━━━ INFORMATION PROVIDED ━━━

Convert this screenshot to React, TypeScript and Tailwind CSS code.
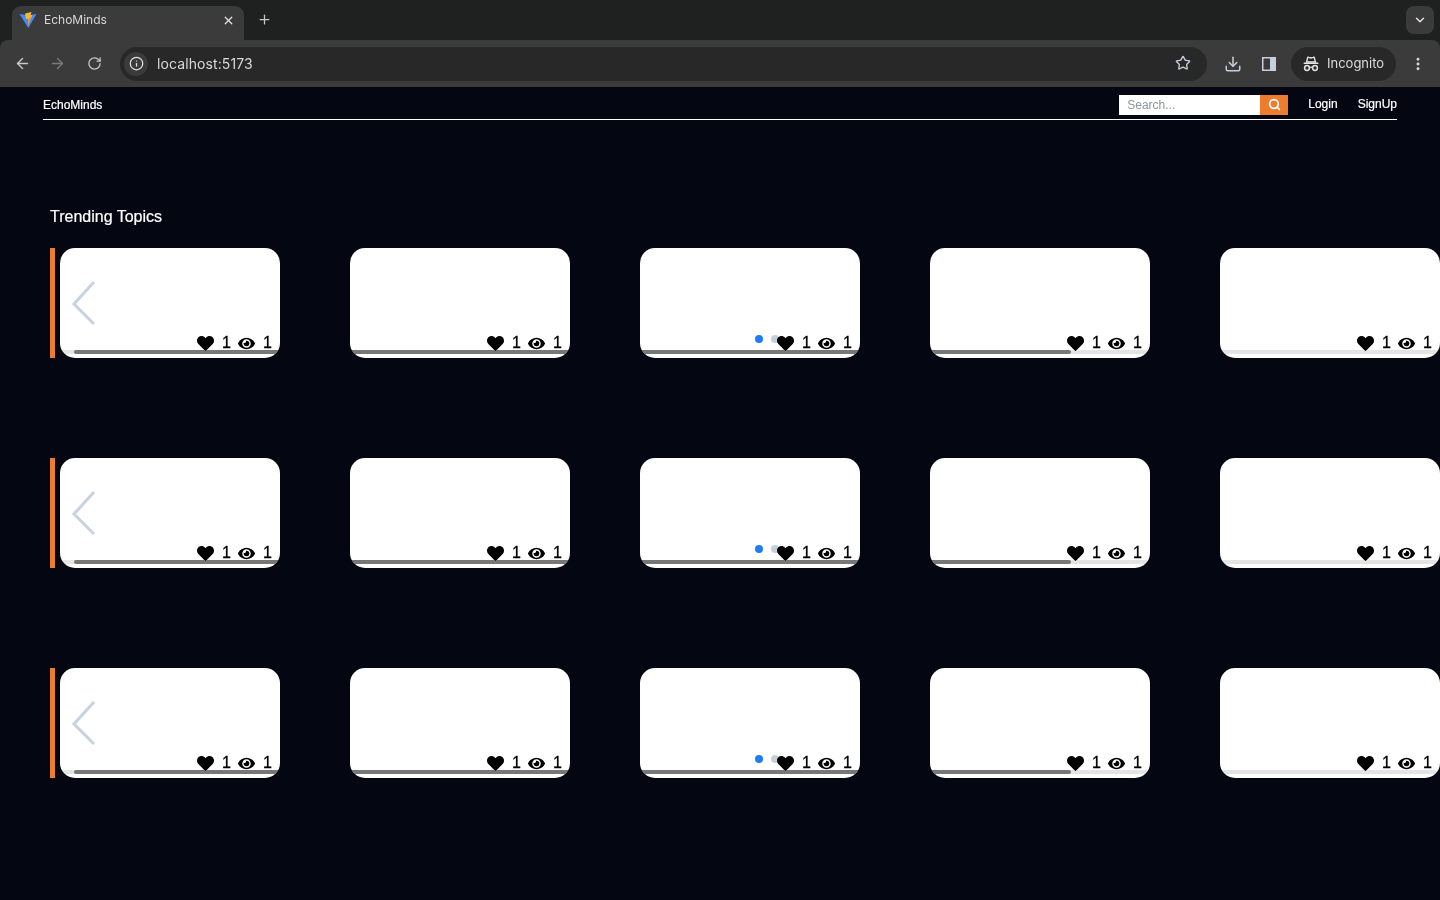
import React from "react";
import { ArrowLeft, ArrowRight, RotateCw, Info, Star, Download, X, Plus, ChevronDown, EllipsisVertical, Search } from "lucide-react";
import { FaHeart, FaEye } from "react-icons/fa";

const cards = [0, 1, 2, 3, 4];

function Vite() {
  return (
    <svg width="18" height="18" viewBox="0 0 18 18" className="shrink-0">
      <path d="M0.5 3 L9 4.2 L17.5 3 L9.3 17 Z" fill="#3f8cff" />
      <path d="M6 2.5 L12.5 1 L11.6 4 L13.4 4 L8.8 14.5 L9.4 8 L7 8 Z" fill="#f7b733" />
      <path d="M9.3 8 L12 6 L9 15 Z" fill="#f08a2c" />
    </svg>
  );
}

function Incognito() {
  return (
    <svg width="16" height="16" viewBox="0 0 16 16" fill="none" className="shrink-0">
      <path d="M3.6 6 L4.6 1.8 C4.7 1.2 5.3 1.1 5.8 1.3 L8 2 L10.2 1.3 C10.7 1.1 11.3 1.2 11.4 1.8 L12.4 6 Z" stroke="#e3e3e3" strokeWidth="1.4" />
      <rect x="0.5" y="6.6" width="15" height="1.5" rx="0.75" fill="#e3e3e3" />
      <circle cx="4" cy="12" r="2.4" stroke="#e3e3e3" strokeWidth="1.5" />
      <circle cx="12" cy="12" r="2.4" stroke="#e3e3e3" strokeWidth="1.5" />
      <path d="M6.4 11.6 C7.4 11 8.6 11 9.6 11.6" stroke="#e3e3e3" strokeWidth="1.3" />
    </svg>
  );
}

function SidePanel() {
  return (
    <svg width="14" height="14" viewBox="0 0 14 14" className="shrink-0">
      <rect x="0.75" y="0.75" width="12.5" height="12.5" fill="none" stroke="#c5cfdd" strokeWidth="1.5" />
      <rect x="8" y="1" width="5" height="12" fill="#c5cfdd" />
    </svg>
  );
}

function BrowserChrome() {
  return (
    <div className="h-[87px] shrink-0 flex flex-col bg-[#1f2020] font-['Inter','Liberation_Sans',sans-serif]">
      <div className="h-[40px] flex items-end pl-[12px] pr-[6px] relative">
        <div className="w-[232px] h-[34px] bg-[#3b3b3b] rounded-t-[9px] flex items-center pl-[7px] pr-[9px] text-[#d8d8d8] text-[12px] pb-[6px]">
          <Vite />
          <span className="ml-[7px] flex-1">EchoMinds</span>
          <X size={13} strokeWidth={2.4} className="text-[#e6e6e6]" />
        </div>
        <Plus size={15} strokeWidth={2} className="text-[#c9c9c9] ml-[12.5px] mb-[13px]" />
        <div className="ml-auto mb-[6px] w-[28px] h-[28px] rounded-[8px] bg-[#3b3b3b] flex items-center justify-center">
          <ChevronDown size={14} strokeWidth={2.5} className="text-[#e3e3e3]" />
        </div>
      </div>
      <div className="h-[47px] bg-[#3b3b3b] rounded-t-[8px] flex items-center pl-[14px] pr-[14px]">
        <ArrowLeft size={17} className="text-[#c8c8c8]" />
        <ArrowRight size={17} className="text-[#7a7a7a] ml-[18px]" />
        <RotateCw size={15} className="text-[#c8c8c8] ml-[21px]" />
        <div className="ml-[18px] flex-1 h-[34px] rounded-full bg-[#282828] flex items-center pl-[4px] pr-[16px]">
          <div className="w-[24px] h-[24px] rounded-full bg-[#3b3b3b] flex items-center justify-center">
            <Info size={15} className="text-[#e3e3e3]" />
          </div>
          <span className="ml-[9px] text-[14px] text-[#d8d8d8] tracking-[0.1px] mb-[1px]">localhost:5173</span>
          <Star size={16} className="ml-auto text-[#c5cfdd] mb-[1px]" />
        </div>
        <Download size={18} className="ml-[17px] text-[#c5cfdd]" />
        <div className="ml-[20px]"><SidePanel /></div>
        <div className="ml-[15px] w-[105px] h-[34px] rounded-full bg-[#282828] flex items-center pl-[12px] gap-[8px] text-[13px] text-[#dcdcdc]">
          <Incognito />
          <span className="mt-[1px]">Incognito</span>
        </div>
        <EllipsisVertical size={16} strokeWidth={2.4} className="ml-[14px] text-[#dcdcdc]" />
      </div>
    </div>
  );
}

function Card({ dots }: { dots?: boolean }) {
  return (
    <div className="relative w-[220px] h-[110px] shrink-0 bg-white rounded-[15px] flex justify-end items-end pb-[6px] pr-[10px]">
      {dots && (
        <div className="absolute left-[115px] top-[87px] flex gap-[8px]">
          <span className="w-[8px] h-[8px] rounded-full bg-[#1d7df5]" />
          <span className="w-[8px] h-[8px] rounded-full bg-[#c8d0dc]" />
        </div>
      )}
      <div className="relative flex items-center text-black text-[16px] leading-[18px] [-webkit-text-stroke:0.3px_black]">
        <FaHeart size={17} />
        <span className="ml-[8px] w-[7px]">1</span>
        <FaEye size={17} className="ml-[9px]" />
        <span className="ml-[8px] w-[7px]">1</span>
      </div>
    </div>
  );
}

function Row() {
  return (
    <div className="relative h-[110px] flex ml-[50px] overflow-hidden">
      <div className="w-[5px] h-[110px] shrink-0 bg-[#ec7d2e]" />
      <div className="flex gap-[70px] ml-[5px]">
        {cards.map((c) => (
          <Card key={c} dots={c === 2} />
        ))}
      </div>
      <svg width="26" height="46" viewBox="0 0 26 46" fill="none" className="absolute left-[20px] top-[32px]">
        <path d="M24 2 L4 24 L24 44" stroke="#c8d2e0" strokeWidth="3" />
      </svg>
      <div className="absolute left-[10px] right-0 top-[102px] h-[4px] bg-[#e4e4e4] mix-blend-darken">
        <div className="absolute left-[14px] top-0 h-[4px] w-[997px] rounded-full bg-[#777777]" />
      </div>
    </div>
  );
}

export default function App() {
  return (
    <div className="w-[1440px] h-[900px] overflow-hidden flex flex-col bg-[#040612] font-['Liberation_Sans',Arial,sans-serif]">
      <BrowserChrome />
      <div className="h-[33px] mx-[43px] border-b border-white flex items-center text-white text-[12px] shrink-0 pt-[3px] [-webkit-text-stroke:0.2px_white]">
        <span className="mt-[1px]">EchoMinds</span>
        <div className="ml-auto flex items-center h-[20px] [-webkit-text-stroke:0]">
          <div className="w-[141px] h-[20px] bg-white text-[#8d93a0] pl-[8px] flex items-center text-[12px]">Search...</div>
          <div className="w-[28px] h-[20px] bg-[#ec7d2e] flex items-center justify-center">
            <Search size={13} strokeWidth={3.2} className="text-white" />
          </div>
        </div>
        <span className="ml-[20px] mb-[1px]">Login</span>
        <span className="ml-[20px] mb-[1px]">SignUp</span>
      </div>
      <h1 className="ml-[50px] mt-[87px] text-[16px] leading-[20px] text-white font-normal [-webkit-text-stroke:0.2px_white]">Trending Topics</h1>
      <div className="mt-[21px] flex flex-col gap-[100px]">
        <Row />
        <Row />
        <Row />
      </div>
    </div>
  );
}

━━━

Repeat, with no pictures, each line from the beginning of the data through the line containing "const cards = [0, 1, 2, 3, 4];", inclusive.

◆ **ANSWER FOR THIS EXERCISE**
Convert this screenshot to React, TypeScript and Tailwind CSS code.
import React from "react";
import { ArrowLeft, ArrowRight, RotateCw, Info, Star, Download, X, Plus, ChevronDown, EllipsisVertical, Search } from "lucide-react";
import { FaHeart, FaEye } from "react-icons/fa";

const cards = [0, 1, 2, 3, 4];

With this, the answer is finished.